Shopify merchants report payment holds, highlighting PayFac risks
SaaS platforms operating as payment facilitators continue to face scrutiny over their risk models, with several merchants recently reporting issues with Shopify Payments. One merchant had $127,000 frozen and was forced to migrate to another provider, while another with a 0.26% chargeback rate had payments disabled without a response from support. These cases underscore the operational risks and platform dependency that merchants can face within embedded payment ecosystems.

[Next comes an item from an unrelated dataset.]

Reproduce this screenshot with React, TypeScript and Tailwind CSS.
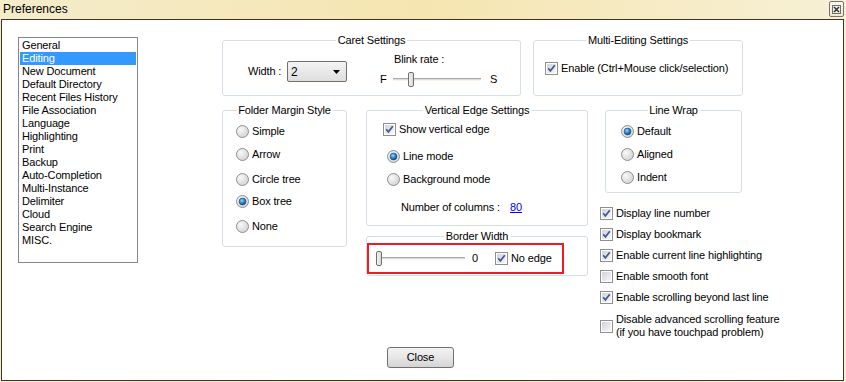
import React from "react";

const categories = [
  "General",
  "Editing",
  "New Document",
  "Default Directory",
  "Recent Files History",
  "File Association",
  "Language",
  "Highlighting",
  "Print",
  "Backup",
  "Auto-Completion",
  "Multi-Instance",
  "Delimiter",
  "Cloud",
  "Search Engine",
  "MISC.",
];

function Defs() {
  return (
    <svg width="0" height="0" className="absolute">
      <defs>
        <linearGradient id="boxFill" x1="0" y1="0" x2="1" y2="1">
          <stop offset="0" stopColor="#cfd3d9" />
          <stop offset="1" stopColor="#f7f7f7" />
        </linearGradient>
        <radialGradient id="radioFill" cx="0.35" cy="0.35" r="0.8">
          <stop offset="0" stopColor="#f9f9f9" />
          <stop offset="1" stopColor="#cdcdcd" />
        </radialGradient>
        <radialGradient id="dotFill" cx="0.4" cy="0.35" r="0.7">
          <stop offset="0" stopColor="#8fd6fb" />
          <stop offset="0.55" stopColor="#2a86cc" />
          <stop offset="1" stopColor="#0d3f7a" />
        </radialGradient>
      </defs>
    </svg>
  );
}

function CheckBox({ checked }: { checked?: boolean }) {
  return (
    <svg width="13" height="13" viewBox="0 0 13 13" className="shrink-0">
      <rect x="0.5" y="0.5" width="12" height="12" fill="#fff" stroke="#8e8f8f" />
      <rect x="2" y="2" width="9" height="9" fill="url(#boxFill)" />
      {checked && (
        <path
          d="M3.2 6.3 L5.4 8.8 L9.8 3.2"
          fill="none"
          stroke="#3f5893"
          strokeWidth="1.7"
        />
      )}
    </svg>
  );
}

function Radio({ checked }: { checked?: boolean }) {
  return (
    <svg width="13" height="13" viewBox="0 0 13 13" className="shrink-0">
      <circle cx="6.5" cy="6.5" r="6" fill="url(#radioFill)" stroke="#8e8f8f" />
      {checked && (
        <circle cx="6.5" cy="6.5" r="3.4" fill="url(#dotFill)" stroke="#1b3e6e" strokeWidth="0.6" />
      )}
    </svg>
  );
}

function Slider({ width, thumb }: { width: number; thumb: number }) {
  return (
    <div className="relative h-[15px] flex items-center" style={{ width }}>
      <div className="w-full h-[3px] border-t border-[#a9a9a9] border-b border-b-[#f4f4f4] bg-[#dcdcdc]" />
      <div
        className="absolute top-0 w-[6px] h-[15px] rounded-[2px] border border-[#6f6f6f] bg-linear-to-r from-[#f3f3f3] to-[#d9d9d9]"
        style={{ left: thumb }}
      />
    </div>
  );
}

function Group({
  title,
  className,
  children,
}: {
  title: string;
  className: string;
  children?: React.ReactNode;
}) {
  return (
    <div className={"relative border border-[#d5dfe5] rounded-[3px] " + className}>
      <span className="absolute -top-[7px] left-1/2 -translate-x-1/2 bg-white px-[2px] leading-[13px] whitespace-nowrap">
        {title}
      </span>
      {children}
    </div>
  );
}

function RadioRow({ label, checked, className }: { label: string; checked?: boolean; className: string }) {
  return (
    <div className={"flex items-center gap-[3px] h-[13px] leading-[13px] " + className}>
      <Radio checked={checked} />
      <span>{label}</span>
    </div>
  );
}

function CheckRow({ label, checked, className }: { label: string; checked?: boolean; className: string }) {
  return (
    <div className={"flex items-center gap-[3px] h-[13px] leading-[13px] whitespace-nowrap " + className}>
      <CheckBox checked={checked} />
      <span>{label}</span>
    </div>
  );
}

export default function App() {
  return (
    <div className="w-[846px] h-[382px] overflow-hidden bg-linear-to-r from-[#f4eccb] via-[#f5e5b0] to-[#f7f0d5] font-['Liberation_Sans',Arial,sans-serif] text-[11px] tracking-[-0.14px] text-black">
      <Defs />
      {/* Title bar */}
      <div className="h-[19px] flex items-start justify-between">
        <span className="pl-[3px] pt-[1px] text-[12px] leading-[16px] tracking-normal">Preferences</span>
        <div className="mt-[1px] mr-[2px] w-[15px] h-[16px] rounded-[2px] border border-[#7c7363] bg-linear-to-b from-[#fdfcf6] to-[#efe8d2] flex items-center justify-center">
          <svg width="9" height="9" viewBox="0 0 9 9">
            <rect x="0.5" y="0.5" width="8" height="8" fill="none" stroke="#6d6d6d" />
            <path d="M2 2 L7 7 M7 2 L2 7" stroke="#333" strokeWidth="1.5" />
          </svg>
        </div>
      </div>

      {/* Client area */}
      <div className="ml-px w-[843px] h-[362px] border border-[#3d3323] bg-white flex flex-col">
        <div className="flex h-[327px] pl-[16px] pt-[17px]">
          {/* Category list */}
          <div className="w-[120px] h-[226px] border border-[#828790] p-[1px] shrink-0">
            {categories.map((c) => (
              <div
                key={c}
                className={
                  "h-[13px] leading-[13px] pl-[2px] whitespace-nowrap " +
                  (c === "Editing" ? "bg-[#3399ff] text-white" : "")
                }
              >
                {c}
              </div>
            ))}
          </div>

          {/* Settings */}
          <div className="ml-[84px] mt-[3px] flex flex-col">
            <div className="flex gap-[12px]">
              <Group title="Caret Settings" className="w-[299px] h-[56px] flex">
                <div className="ml-[25px] mt-[20px] w-[99px] h-[21px] flex items-center justify-between">
                  <span>Width :</span>
                  <div className="w-[60px] h-[21px] rounded-[2px] border border-[#707070] bg-linear-to-b from-[#f4f4f4] to-[#dedede] flex items-center justify-between pl-[3px] pr-[6px]">
                    <span className="text-[12px]">2</span>
                    <svg width="7" height="4" viewBox="0 0 7 4">
                      <path d="M0 0 H7 L3.5 4 Z" fill="#000" />
                    </svg>
                  </div>
                </div>
                <div className="ml-[33px] mt-[12px] flex flex-col">
                  <span className="ml-[14px] leading-[13px]">Blink rate :</span>
                  <div className="mt-[6px] flex items-center h-[15px]">
                    <span className="w-[7px]">F</span>
                    <div className="ml-[6px]">
                      <Slider width={88} thumb={15} />
                    </div>
                    <span className="ml-[9px]">S</span>
                  </div>
                </div>
              </Group>
              <Group title="Multi-Editing Settings" className="w-[210px] h-[56px]">
                <CheckRow label="Enable (Ctrl+Mouse click/selection)" checked className="ml-[11px] mt-[21px]" />
              </Group>
            </div>

            <div className="mt-[14px] flex items-start">
              <Group title="Folder Margin Style" className="w-[125px] h-[137px] pl-[13px] flex flex-col">
                <RadioRow label="Simple" className="mt-[14px]" />
                <RadioRow label="Arrow" className="mt-[10px]" />
                <RadioRow label="Circle tree" className="mt-[12px]" />
                <RadioRow label="Box tree" checked className="mt-[9px]" />
                <RadioRow label="None" className="mt-[12px]" />
              </Group>

              <div className="ml-[19px] flex flex-col">
                <Group title="Vertical Edge Settings" className="w-[222px] h-[116px] pl-[16px] flex flex-col">
                  <CheckRow label="Show vertical edge" checked className="mt-[12px]" />
                  <RadioRow label="Line mode" checked className="mt-[14px] ml-[4px]" />
                  <RadioRow label="Background mode" className="mt-[10px] ml-[4px]" />
                  <div className="mt-[15px] ml-[18px] flex h-[13px] leading-[13px]">
                    <span className="w-[109px]">Number of columns :</span>
                    <span className="text-[#0000ff] underline">80</span>
                  </div>
                </Group>
                <Group title="Border Width" className="mt-[10px] w-[222px] h-[40px]">
                  <div className="absolute left-0 top-[6px] w-[197px] h-[31px] border-2 border-[#ec1c24]" />
                  <div className="ml-[9px] mt-[14px] flex items-center h-[15px]">
                    <Slider width={89} thumb={0} />
                    <span className="ml-[7px] w-[23px]">0</span>
                    <CheckRow label="No edge" checked className="" />
                  </div>
                </Group>
              </div>

              <div className="ml-[12px] flex flex-col">
                <Group title="Line Wrap" className="ml-[5px] w-[137px] h-[83px] pl-[15px] flex flex-col">
                  <RadioRow label="Default" checked className="mt-[14px]" />
                  <RadioRow label="Aligned" className="mt-[10px]" />
                  <RadioRow label="Indent" className="mt-[10px]" />
                </Group>
                <CheckRow label="Display line number" checked className="mt-[14px]" />
                <CheckRow label="Display bookmark" checked className="mt-[8px]" />
                <CheckRow label="Enable current line highlighting" checked className="mt-[8px]" />
                <CheckRow label="Enable smooth font" className="mt-[8px]" />
                <CheckRow label="Enable scrolling beyond last line" checked className="mt-[8px]" />
                <div className="mt-[9px] flex items-center gap-[3px] leading-[13px] whitespace-nowrap">
                  <CheckBox />
                  <span>
                    Disable advanced scrolling feature
                    <br />
                    (if you have touchpad problem)
                  </span>
                </div>
              </div>
            </div>
          </div>
        </div>

        <button className="ml-[385px] w-[67px] h-[21px] rounded-[3px] border border-[#707070] bg-linear-to-b from-[#f3f3f3] via-[#e6e6e6] to-[#d4d4d4] leading-[13px]">
          Close
        </button>
      </div>
    </div>
  );
}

Shopify operates as a payment facilitator (PayFac), which allows it to onboard merchants quickly by creating sub-accounts under its master merchant account. This model streamlines setup, but also means Shopify assumes the risk for all its sub-merchants, leading to stringent, and sometimes sudden, risk assessments. Holds can be triggered by a variety of factors, including spikes in order volume, selling products later deemed "high-risk," or discrepancies in account verification documents required by banking partners. The PayFac model is a core component of Shopify's "Merchant Solutions" business segment, which is primarily driven by payment processing fees from Shopify Payments. This segment's revenue growth has often outpaced their subscription solutions, highlighting how embedded payments are a significant revenue lever for the platform. Platforms monetize payments through strategies like marking up transaction fees, bundling payment processing into higher-tiered subscription plans, or charging additional fees if a merchant uses an external payment gateway. For vertical SaaS platforms, particularly those serving specific industries like restaurants, the integrated payments model is crucial. Toast, for example, operates as a PayFac and requires merchants using its POS system to also use its payment processing services. While this creates a seamless, all-in-one system, it also locks merchants into a single ecosystem, which can involve higher processing fees compared to standalone payment processors. The push for faster settlements is a significant trend, with global cross-border payments projected to reach $290 trillion by 2030. Real-time payment systems are becoming more prevalent, aiming to reduce the days-long settlement times of traditional international transfers. This addresses a major pain point for businesses by improving cash flow and reducing exposure to currency fluctuations. AI is increasingly being integrated into payment processing to manage risk and optimize transactions. Machine learning algorithms can analyze vast datasets in real-time to detect sophisticated fraud patterns that rule-based systems might miss. AI also powers intelligent payment routing, which directs transactions to the most efficient and cost-effective payment gateways based on factors like success rates and fees, ultimately improving authorization rates and reducing operational costs.